NCTE Conference Baltimore ACE Teaching Fellows

Four ACE Teaching Fellows joined 10,000 English education teachers, scholars, and researchers in Baltimore recently for the annual convention of the National Council of Teachers of English (NCTE).

Wilson Barrett, Emma Doerfler, Tracey Schirra, and Matt Sheber Howard joined ACE professors Mike Macaluso and Kati Macaluso to present at NCTE’s flagship conference.

Barrett, a high school teacher at Bishop Dunne Catholic School in Dallas, participated in a round-table session aimed at contemporizing commonly-taught canonical texts in the language arts curriculum. Pairing Scott Westerfield’s young adult novel The Uglies with more canonical dystopian novels like Brave New World and Fahrenheit 451, Barrett discussed how literature could be used to show social media’s role in creating modern-day dystopias – figured worlds with an oftentimes dangerous notion of perfection or beauty, to which young people especially too often fall victim.

Doerfler, a teacher at St. Mary’s High School in Stockton, California, and Schirra, a teacher at Bishop Snyder High School in Jacksonville, Florida, presented on their development as teachers of writing, with a focus on the topic of teaching revision. Their discussion surfaced many parallels between writing and teaching, as evidenced by Schirra’s reflections on the experience of putting together their joint presentation: “I realized that taking time to reflect on your work [as a teacher] is so important. Because I was presenting on a lesson dealing with revision, I had to do a lot of reflection on that lesson and the accompanying assessment.

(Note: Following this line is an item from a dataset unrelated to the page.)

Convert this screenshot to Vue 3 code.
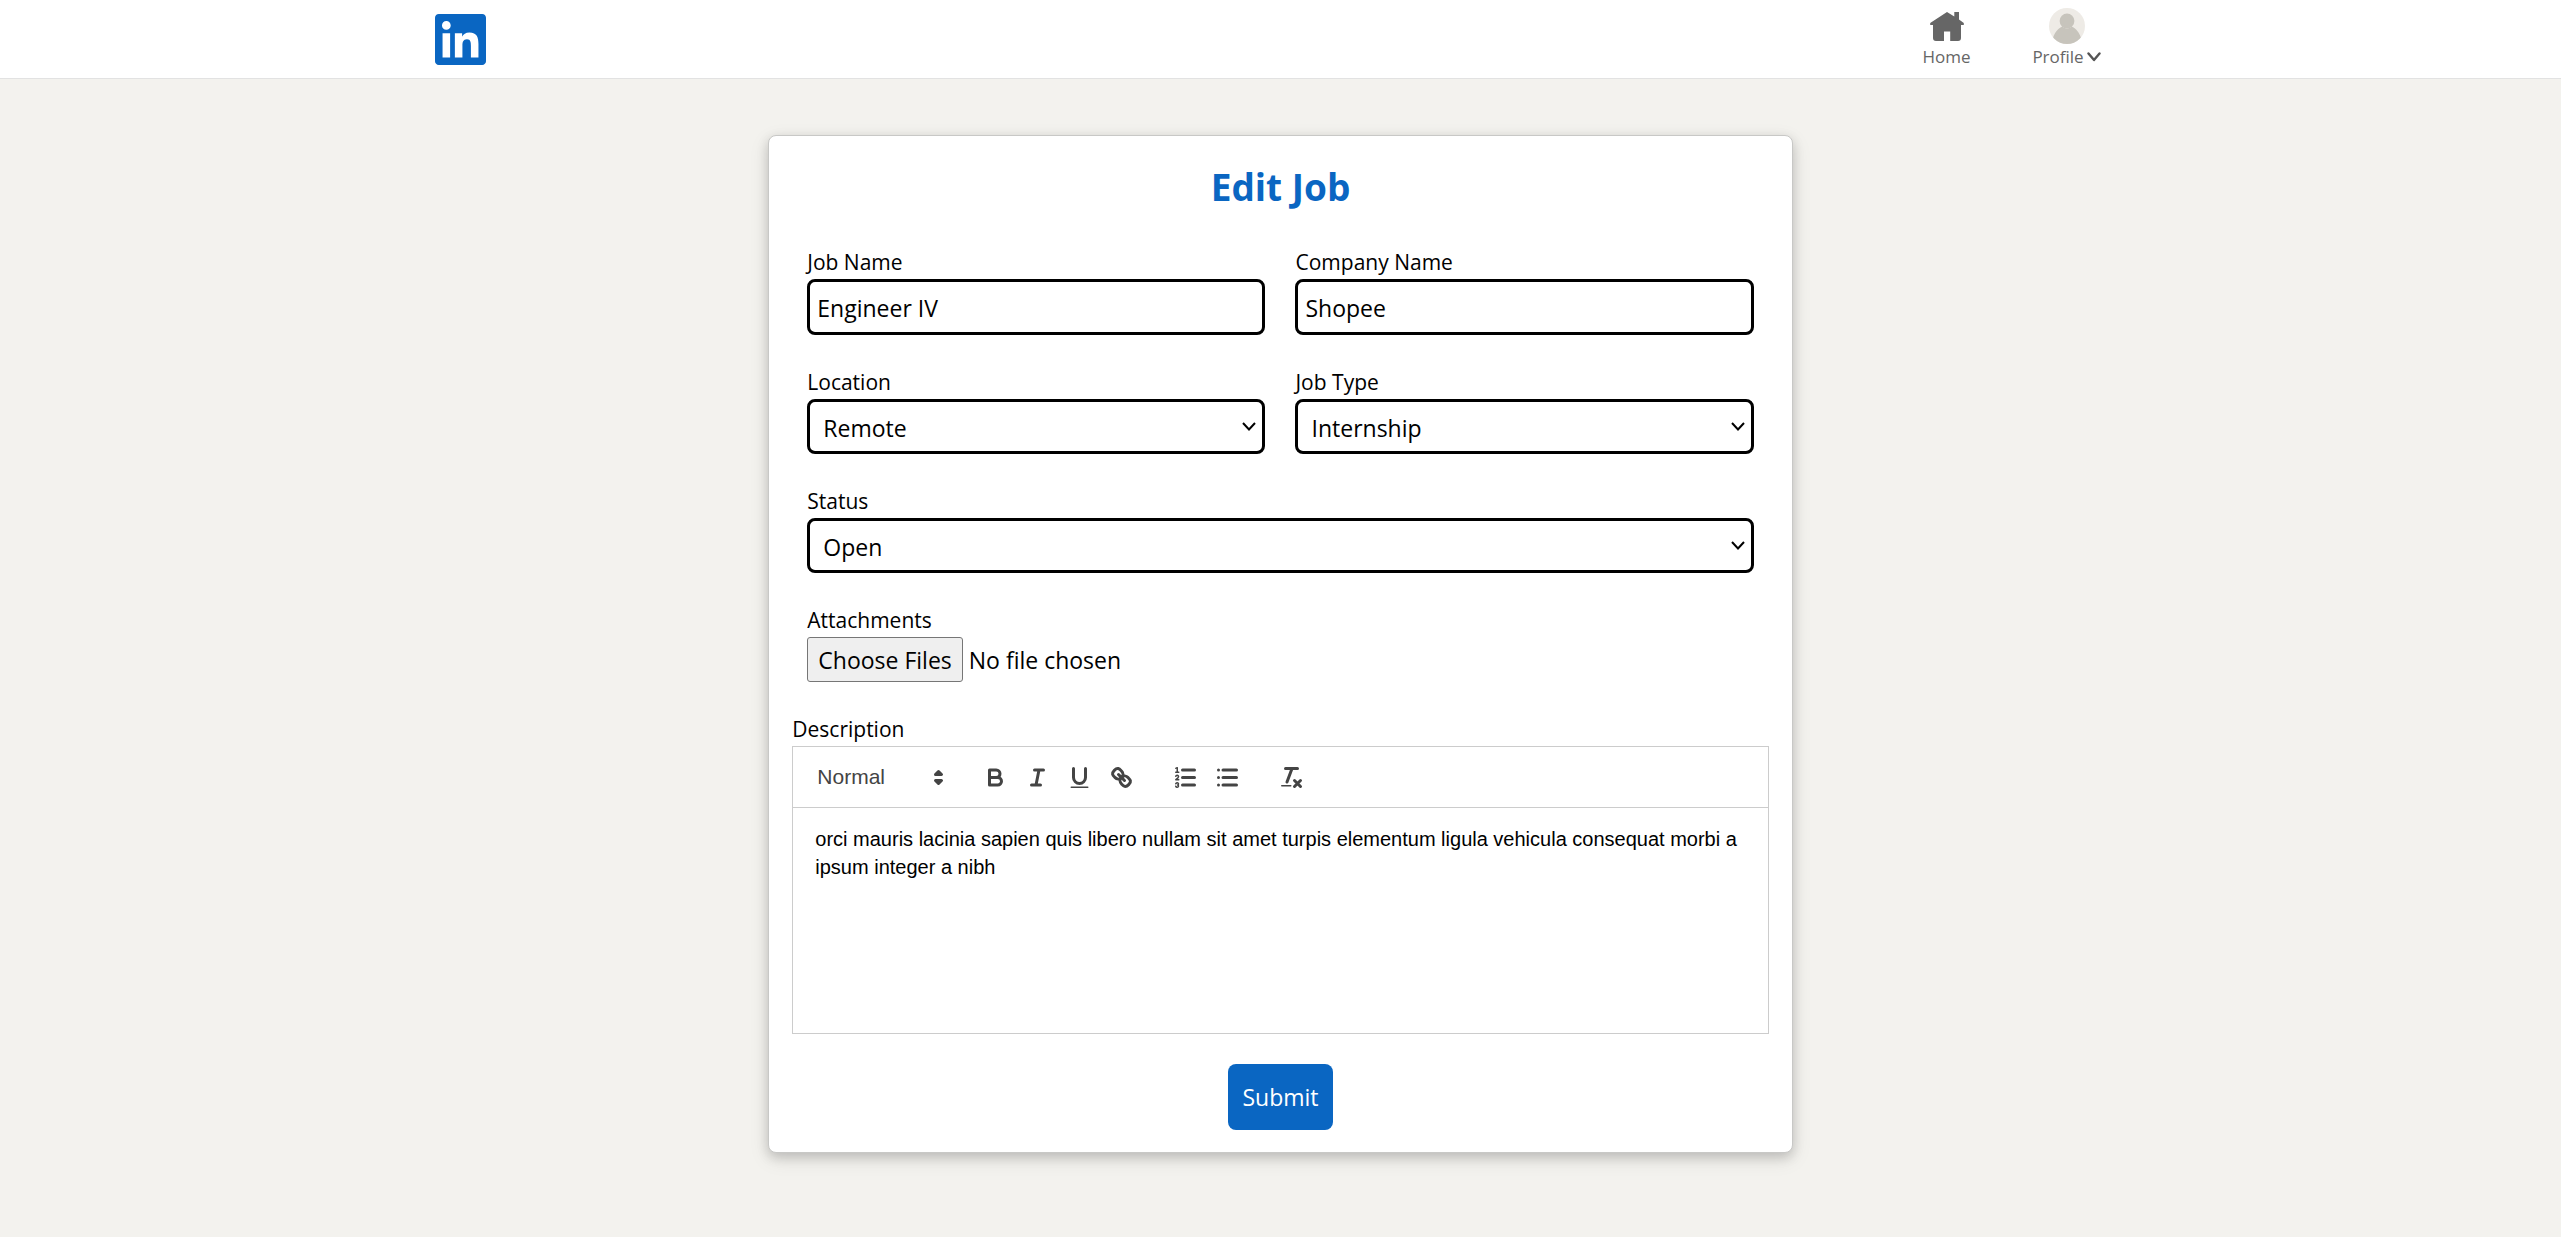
<script setup>
import { reactive } from 'vue'

const job = reactive({
  name: 'Engineer IV',
  company: 'Shopee',
  location: 'Remote',
  type: 'Internship',
  status: 'Open',
  description:
    'orci mauris lacinia sapien quis libero nullam sit amet turpis elementum ligula vehicula consequat morbi a ipsum integer a nibh',
})

const locations = ['Remote', 'On-site', 'Hybrid']
const types = ['Internship', 'Full-time', 'Part-time', 'Contract']
const statuses = ['Open', 'Closed']
</script>

<template>
  <div class="page">
    <header class="topbar">
      <div class="topbar-inner">
        <a class="logo" href="#" aria-label="LinkedIn">
          <svg viewBox="0 0 24 24" aria-hidden="true">
            <path d="M20.447 20.452h-3.554v-5.569c0-1.328-.027-3.037-1.852-3.037-1.853 0-2.136 1.445-2.136 2.939v5.667H9.351V9h3.414v1.561h.046c.477-.9 1.637-1.85 3.37-1.85 3.601 0 4.267 2.37 4.267 5.455v6.286zM5.337 7.433c-1.144 0-2.063-.926-2.063-2.065 0-1.138.92-2.063 2.063-2.063 1.14 0 2.064.925 2.064 2.063 0 1.139-.925 2.065-2.064 2.065zm1.782 13.019H3.555V9h3.564v11.452zM22.225 0H1.771C.792 0 0 .774 0 1.729v20.542C0 23.227.792 24 1.771 24h20.451C23.2 24 24 23.227 24 22.271V1.729C24 .774 23.2 0 22.222 0h.003z" />
          </svg>
        </a>
        <nav class="menu">
          <a class="menu-item" href="#">
            <span class="menu-icon">
              <svg width="34" height="29" viewBox="0 0 34 29" aria-hidden="true">
                <path fill="#666" d="M17 0L24.3 4.6V0H29V7.5L33.8 11V13H31V26a3 3 0 0 1-3 3H20.2V19.5H14V29H6a3 3 0 0 1-3-3V13H.2V11Z" />
              </svg>
            </span>
            <span class="menu-text">Home</span>
          </a>
          <button class="menu-item" type="button">
            <span class="menu-icon">
              <svg width="36" height="36" viewBox="0 0 36 36" aria-hidden="true">
                <defs>
                  <clipPath id="avatar-clip"><circle cx="18" cy="18" r="18" /></clipPath>
                </defs>
                <g clip-path="url(#avatar-clip)">
                  <rect width="36" height="36" fill="#eeebe6" />
                  <circle cx="18" cy="13" r="7.4" fill="#c7c4bc" />
                  <path fill="#c7c4bc" d="M13.5 18.5c1 1 2.6 2 4.500 2s3.500-1 4.500-2c4.500 2 8 6 9.500 11.500V36H4v-6c1.500-5.500 5-9.500 9.500-11.500Z" />
                </g>
              </svg>
            </span>
            <span class="menu-text">
              Profile
              <svg width="14" height="10" viewBox="0 0 14 10" aria-hidden="true">
                <path d="M1.500 1.500L7 8L12.500 1.500" fill="none" stroke="#555" stroke-width="2.400" stroke-linecap="round" stroke-linejoin="round" />
              </svg>
            </span>
          </button>
        </nav>
      </div>
    </header>

    <main class="card">
      <h1>Edit Job</h1>
      <form @submit.prevent>
        <div class="fields">
          <div class="field">
            <label for="job-name">Job Name</label>
            <input id="job-name" v-model="job.name" class="control text" type="text" />
          </div>
          <div class="field">
            <label for="company-name">Company Name</label>
            <input id="company-name" v-model="job.company" class="control text" type="text" />
          </div>
          <div class="field">
            <label for="location">Location</label>
            <div class="select">
              <select id="location" v-model="job.location" class="control">
                <option v-for="o in locations" :key="o">{{ o }}</option>
              </select>
              <svg class="chevron" viewBox="0 0 14 9" aria-hidden="true"><path d="M1 1L7 7.500L13 1" /></svg>
            </div>
          </div>
          <div class="field">
            <label for="job-type">Job Type</label>
            <div class="select">
              <select id="job-type" v-model="job.type" class="control">
                <option v-for="o in types" :key="o">{{ o }}</option>
              </select>
              <svg class="chevron" viewBox="0 0 14 9" aria-hidden="true"><path d="M1 1L7 7.500L13 1" /></svg>
            </div>
          </div>
          <div class="field wide">
            <label for="status">Status</label>
            <div class="select">
              <select id="status" v-model="job.status" class="control">
                <option v-for="o in statuses" :key="o">{{ o }}</option>
              </select>
              <svg class="chevron" viewBox="0 0 14 9" aria-hidden="true"><path d="M1 1L7 7.500L13 1" /></svg>
            </div>
          </div>
          <div class="field wide">
            <label for="attachments">Attachments</label>
            <input id="attachments" class="file" type="file" multiple />
          </div>
        </div>

        <div class="field">
          <label for="description">Description</label>
          <div class="editor">
            <div class="toolbar">
              <div class="picker">
                <select aria-label="Text style">
                  <option>Normal</option>
                  <option>Heading 1</option>
                  <option>Heading 2</option>
                </select>
                <svg class="tool-icon" viewBox="0 0 18 18" aria-hidden="true">
                  <polygon class="stroke" points="7 11 9 13 11 11 7 11" />
                  <polygon class="stroke" points="7 7 9 5 11 7 7 7" />
                </svg>
              </div>
              <div class="tools">
                <button type="button" aria-label="Bold">
                  <svg class="tool-icon" viewBox="0 0 18 18">
                    <path class="stroke" d="M5,4H9.500A2.500,2.500,0,0,1,12,6.500v0A2.500,2.500,0,0,1,9.500,9H5V4Z" />
                    <path class="stroke" d="M5,9h5.500A2.500,2.500,0,0,1,13,11.500v0A2.500,2.500,0,0,1,10.500,14H5V9Z" />
                  </svg>
                </button>
                <button type="button" aria-label="Italic">
                  <svg class="tool-icon" viewBox="0 0 18 18">
                    <path class="stroke" d="M7 4H13M5 14H11M8 14L10 4" />
                  </svg>
                </button>
                <button type="button" aria-label="Underline">
                  <svg class="tool-icon" viewBox="0 0 18 18">
                    <path class="stroke" d="M5,3V9a4.012,4.012,0,0,0,4,4H9a4.012,4.012,0,0,0,4-4V3" />
                    <rect class="fill" height="1" rx="0.5" width="12" x="3" y="15" />
                  </svg>
                </button>
                <button type="button" aria-label="Link">
                  <svg class="tool-icon" viewBox="0 0 18 18">
                    <path class="stroke" d="M7 7L11 11" />
                    <path class="stroke" d="M8.900,4.577a3.476,3.476,0,0,1,.36,4.679A3.476,3.476,0,0,1,4.577,8.900C3.185,7.500,2.035,6.400,4.217,4.217S7.500,3.185,8.900,4.577Z" />
                    <path class="stroke" d="M13.423,9.100a3.476,3.476,0,0,0-4.679-.36,3.476,3.476,0,0,0,.36,4.679c1.392,1.392,2.500,2.542,4.679.36S14.815,10.500,13.423,9.100Z" />
                  </svg>
                </button>
              </div>
              <div class="tools">
                <button type="button" aria-label="Numbered list">
                  <svg class="tool-icon" viewBox="0 0 18 18">
                    <path class="stroke" d="M7 4H15M7 9H15M7 14H15" />
                    <path class="thin" d="M2.500 5.500H4.500" />
                    <path class="fill" d="M3.500,6A0.500,0.500,0,0,1,3,5.500V3.085l-0.276.138A0.500,0.500,0,0,1,2.053,3c-0.124-.247-0.023-0.324.224-0.447l1-.5A0.500,0.500,0,0,1,4,2.500v3A0.500,0.500,0,0,1,3.500,6Z" />
                    <path class="thin" d="M4.500,10.500h-2c0-.234,1.850-1.076,1.850-2.234A0.959,0.959,0,0,0,2.500,8.156" />
                    <path class="thin" d="M2.500,14.846a0.959,0.959,0,0,0,1.850-.109A0.700,0.700,0,0,0,3.750,14a0.688,0.688,0,0,0,.6-0.736,0.959,0.959,0,0,0-1.850-.109" />
                  </svg>
                </button>
                <button type="button" aria-label="Bulleted list">
                  <svg class="tool-icon" viewBox="0 0 18 18">
                    <path class="stroke" d="M6 4H15M6 9H15M6 14H15M3 4H3M3 9H3M3 14H3" />
                  </svg>
                </button>
              </div>
              <div class="tools">
                <button type="button" aria-label="Clear formatting">
                  <svg class="tool-icon" viewBox="0 0 18 18">
                    <path class="stroke" d="M5 3H13M6 12L9.350 3M11 11L15 15M15 11L11 15" />
                    <rect class="fill" height="1" rx="0.5" width="7" x="2" y="14" />
                  </svg>
                </button>
              </div>
            </div>
            <textarea id="description" v-model="job.description" spellcheck="false"></textarea>
          </div>
        </div>

        <button class="submit" type="submit">Submit</button>
      </form>
    </main>
  </div>
</template>

<style>
body {
  margin: 0;
  background: #f3f2ee;
}
</style>

<style scoped>
* {
  box-sizing: border-box;
}

.page {
  min-height: 100vh;
  padding-bottom: 32px;
  background: #f3f2ee;
  color: #000;
  font-family: "Open Sans", "Noto Sans", sans-serif;
}

.topbar {
  background: #fff;
  border-bottom: 1px solid #e2e2e2;
}

.topbar-inner {
  display: flex;
  align-items: center;
  justify-content: space-between;
  max-width: 1692px;
  height: 78px;
  margin: 0 auto;
}

.logo svg {
  display: block;
  width: 51px;
  height: 51px;
  fill: #0a66c2;
}

.menu {
  display: flex;
  height: 100%;
}

.menu-item {
  display: flex;
  flex-direction: column;
  align-items: center;
  width: 120px;
  padding: 8px 0;
  border: 0;
  background: none;
  color: #666;
  font: inherit;
  font-size: 17px;
  line-height: 26px;
  text-decoration: none;
}

.menu-icon {
  display: flex;
  align-items: center;
  height: 36px;
}

.menu-text {
  display: flex;
  align-items: center;
  gap: 3px;
}

.card {
  width: 40%;
  min-width: 720px;
  margin: 56px auto 0;
  padding: 25px 23px 22px;
  border: 1px solid #c8c8c6;
  border-radius: 8px;
  background: #fff;
  box-shadow: 0 4px 12px rgba(0, 0, 0, 0.16), 0 6px 20px rgba(0, 0, 0, 0.1);
}

h1 {
  margin: 0 0 34px;
  color: #0a66c2;
  font-size: 37px;
  font-weight: 700;
  line-height: 52px;
  text-align: center;
}

.fields {
  display: grid;
  grid-template-columns: 1fr 1fr;
  gap: 32px 30px;
  margin: 0 15px 32px;
}

.field {
  display: flex;
  flex-direction: column;
  gap: 2px;
  min-width: 0;
}

.wide {
  grid-column: 1 / -1;
}

label {
  font-size: 21px;
  line-height: 30px;
}

.control {
  width: 100%;
  height: 55px;
  padding: 2px 13px 0;
  border: 3px solid #000;
  border-radius: 8px;
  background: #fff;
  color: #000;
  font: inherit;
  font-size: 23px;
  appearance: none;
}

.text {
  height: 56px;
  padding: 2px 7px 0;
}

.select {
  display: grid;
  align-items: center;
}

.select > * {
  grid-area: 1 / 1;
}

.chevron {
  justify-self: end;
  width: 14px;
  height: 9px;
  margin-right: 9px;
  pointer-events: none;
}

.chevron path {
  fill: none;
  stroke: #000;
  stroke-width: 2px;
}

.file {
  height: 45px;
  font: inherit;
  font-size: 23px;
  line-height: 45px;
}

.file::file-selector-button {
  height: 45px;
  margin: 0 6px 0 0;
  padding: 0 10px;
  border: 1px solid #767676;
  border-radius: 3px;
  background: #efefef;
  color: #000;
  font: inherit;
}

.editor {
  border: 1px solid #ccc;
}

.toolbar {
  display: flex;
  flex-wrap: wrap;
  gap: 22px;
  padding: 12px;
  border-bottom: 1px solid #ccc;
}

.picker {
  display: grid;
  align-items: center;
  width: 147px;
  height: 36px;
}

.picker > * {
  grid-area: 1 / 1;
}

.picker select {
  width: 100%;
  height: 36px;
  padding: 0 12px 2px;
  border: 0;
  background: none;
  color: #444;
  font-family: "Liberation Sans", Arial, sans-serif;
  font-size: 21px;
  appearance: none;
}

.picker .tool-icon {
  justify-self: end;
  pointer-events: none;
}

.tools {
  display: flex;
}

.tools button {
  display: grid;
  place-items: center;
  width: 42px;
  height: 36px;
  padding: 0;
  border: 0;
  background: none;
}

.tool-icon {
  display: block;
  width: 27px;
  height: 27px;
}

.stroke,
.thin {
  fill: none;
  stroke: #444;
  stroke-width: 2px;
  stroke-linecap: round;
  stroke-linejoin: round;
}

.thin {
  stroke-width: 1px;
}

.fill {
  fill: #444;
}

textarea {
  display: block;
  width: 100%;
  height: 225px;
  padding: 17px 22px;
  border: 0;
  background: none;
  color: #000;
  font-family: "Liberation Sans", Arial, sans-serif;
  font-size: 20px;
  line-height: 28px;
  resize: none;
}

.submit {
  display: block;
  height: 66px;
  margin: 30px auto 0;
  padding: 0 14px;
  border: 0;
  border-radius: 8px;
  background: #0a66c2;
  color: #fff;
  font: inherit;
  font-size: 23px;
}
</style>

As a result, my understanding of what exactly my students had accomplished shifted.”

Sheber Howard, a teacher at Mount St. Mary Catholic High School in Oklahoma City, participated in NCTE’s “Future is Now” session, a format designed to facilitate the sharing of ideas and feedback among novice teachers and established teacher educators throughout the country.

“The prospect of sharing my work with other English educators was exciting, as much for the experience of presenting in a professional setting as for the feedback I would be inviting on my work,” said Sheber Howard, who focused his presentation on his experiences teaching about race and racism through Harper Lee’s To Kill a Mockingbird and Lorraine Hansberry’s A Raisin in the Sun.

The Macalusos have brought ACE teachers in the program’s second-year English Language Arts methods course to the conference for the past three years. In addition to presenting, the four ACE teachers attended sessions led by other teachers and scholars from among a list of over 600 offerings. They also reconnected with recent ACE graduates and friends Anna Bourjaily (ACE 24), Tyler Schilly (ACE 24) and Mary Neville (ACE 17), who also attended and presented at this year’s conference.

A common theme among the ACE participants was “gratitude”—gratitude for the opportunity, for the challenge, and for the learning, but also, as Doerfler stated, “immense gratitude for the way that ACE forms teachers. Having such a strong community of teachers is such a wonderful resource, and while it was good to be surrounded by other English teachers at NCTE, I was grateful that I don’t have to go to conferences to find community.”